> GIVEN REQUEST:
Below is a listing to write out in full, exactly as given, without its pictures.

> SOURCE DATA:
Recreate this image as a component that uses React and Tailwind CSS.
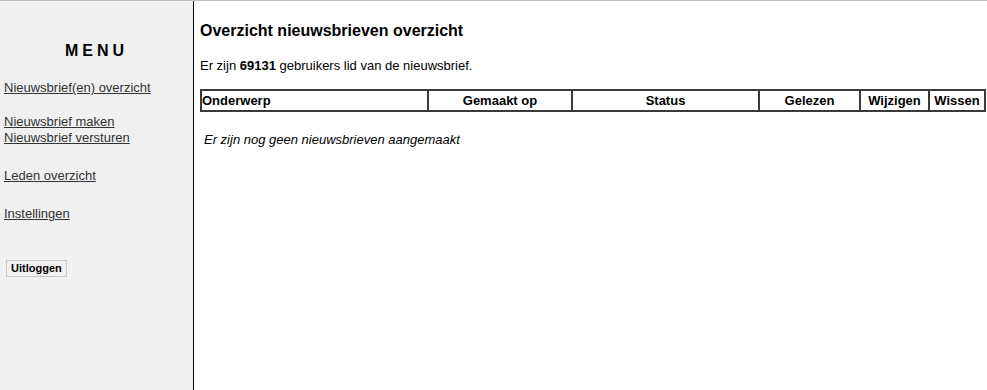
export default function App() {
  const cols = [
    { label: "Onderwerp", w: "w-[227px]", align: "text-left" },
    { label: "Gemaakt op", w: "w-[144px]", align: "text-center" },
    { label: "Status", w: "w-[187px]", align: "text-center" },
    { label: "Gelezen", w: "w-[101px]", align: "text-center" },
    { label: "Wijzigen", w: "w-[69px]", align: "text-center" },
    { label: "Wissen", w: "w-[56px]", align: "text-center" },
  ];

  return (
    <div className="flex min-h-[390px] flex-col bg-white font-['Liberation_Sans',Arial,sans-serif] text-[13px] text-black">
      <div className="h-px bg-[#c0c0c0]" />
      <div className="flex flex-1">
        <aside className="w-[194px] shrink-0 border-r border-black bg-[#f0f0f0] pl-1">
          <h2 className="mt-[38px] pr-1 text-center text-[16px] font-bold tracking-[4px] text-black">
            MENU
          </h2>
          <nav className="mt-[17px] flex flex-col text-[#333]">
            <a href="#" className="underline leading-[16px]">Nieuwsbrief(en) overzicht</a>
            <a href="#" className="mt-[18px] underline leading-[16px]">Nieuwsbrief maken</a>
            <a href="#" className="underline leading-[16px]">Nieuwsbrief versturen</a>
            <a href="#" className="mt-[22px] underline leading-[16px]">Leden overzicht</a>
            <a href="#" className="mt-[22px] underline leading-[16px]">Instellingen</a>
          </nav>
          <button className="ml-[2px] mt-[38px] border border-[#c8c8c8] bg-[#f0f0f0] px-1 py-px text-[11px] font-bold leading-[13px]">
            Uitloggen
          </button>
        </aside>
        <main className="flex-1 pl-[6px] pr-[2px]">
          <h1 className="mt-[21px] text-[16px] font-bold leading-[18px]">
            Overzicht nieuwsbrieven overzicht
          </h1>
          <p className="mt-[18px] leading-[15px]">
            Er zijn <b>69131</b> gebruikers lid van de nieuwsbrief.
          </p>
          <table className="mt-[16px] w-[786px] border-collapse border-2 border-[#3a3a3a]">
            <thead>
              <tr>
                {cols.map((c) => (
                  <th
                    key={c.label}
                    className={`${c.w} ${c.align} border-2 border-[#3a3a3a] px-0 py-[2px] font-bold leading-[15px]`}
                  >
                    {c.label}
                  </th>
                ))}
              </tr>
            </thead>
          </table>
          <p className="mt-[20px] pl-1 italic leading-[15px]">
            Er zijn nog geen nieuwsbrieven aangemaakt
          </p>
        </main>
      </div>
    </div>
  );
}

> WRITTEN RESPONSE:
Recreate this image as a component that uses React and Tailwind CSS.
export default function App() {
  const cols = [
    { label: "Onderwerp", w: "w-[227px]", align: "text-left" },
    { label: "Gemaakt op", w: "w-[144px]", align: "text-center" },
    { label: "Status", w: "w-[187px]", align: "text-center" },
    { label: "Gelezen", w: "w-[101px]", align: "text-center" },
    { label: "Wijzigen", w: "w-[69px]", align: "text-center" },
    { label: "Wissen", w: "w-[56px]", align: "text-center" },
  ];

  return (
    <div className="flex min-h-[390px] flex-col bg-white font-['Liberation_Sans',Arial,sans-serif] text-[13px] text-black">
      <div className="h-px bg-[#c0c0c0]" />
      <div className="flex flex-1">
        <aside className="w-[194px] shrink-0 border-r border-black bg-[#f0f0f0] pl-1">
          <h2 className="mt-[38px] pr-1 text-center text-[16px] font-bold tracking-[4px] text-black">
            MENU
          </h2>
          <nav className="mt-[17px] flex flex-col text-[#333]">
            <a href="#" className="underline leading-[16px]">Nieuwsbrief(en) overzicht</a>
            <a href="#" className="mt-[18px] underline leading-[16px]">Nieuwsbrief maken</a>
            <a href="#" className="underline leading-[16px]">Nieuwsbrief versturen</a>
            <a href="#" className="mt-[22px] underline leading-[16px]">Leden overzicht</a>
            <a href="#" className="mt-[22px] underline leading-[16px]">Instellingen</a>
          </nav>
          <button className="ml-[2px] mt-[38px] border border-[#c8c8c8] bg-[#f0f0f0] px-1 py-px text-[11px] font-bold leading-[13px]">
            Uitloggen
          </button>
        </aside>
        <main className="flex-1 pl-[6px] pr-[2px]">
          <h1 className="mt-[21px] text-[16px] font-bold leading-[18px]">
            Overzicht nieuwsbrieven overzicht
          </h1>
          <p className="mt-[18px] leading-[15px]">
            Er zijn <b>69131</b> gebruikers lid van de nieuwsbrief.
          </p>
          <table className="mt-[16px] w-[786px] border-collapse border-2 border-[#3a3a3a]">
            <thead>
              <tr>
                {cols.map((c) => (
                  <th
                    key={c.label}
                    className={`${c.w} ${c.align} border-2 border-[#3a3a3a] px-0 py-[2px] font-bold leading-[15px]`}
                  >
                    {c.label}
                  </th>
                ))}
              </tr>
            </thead>
          </table>
          <p className="mt-[20px] pl-1 italic leading-[15px]">
            Er zijn nog geen nieuwsbrieven aangemaakt
          </p>
        </main>
      </div>
    </div>
  );
}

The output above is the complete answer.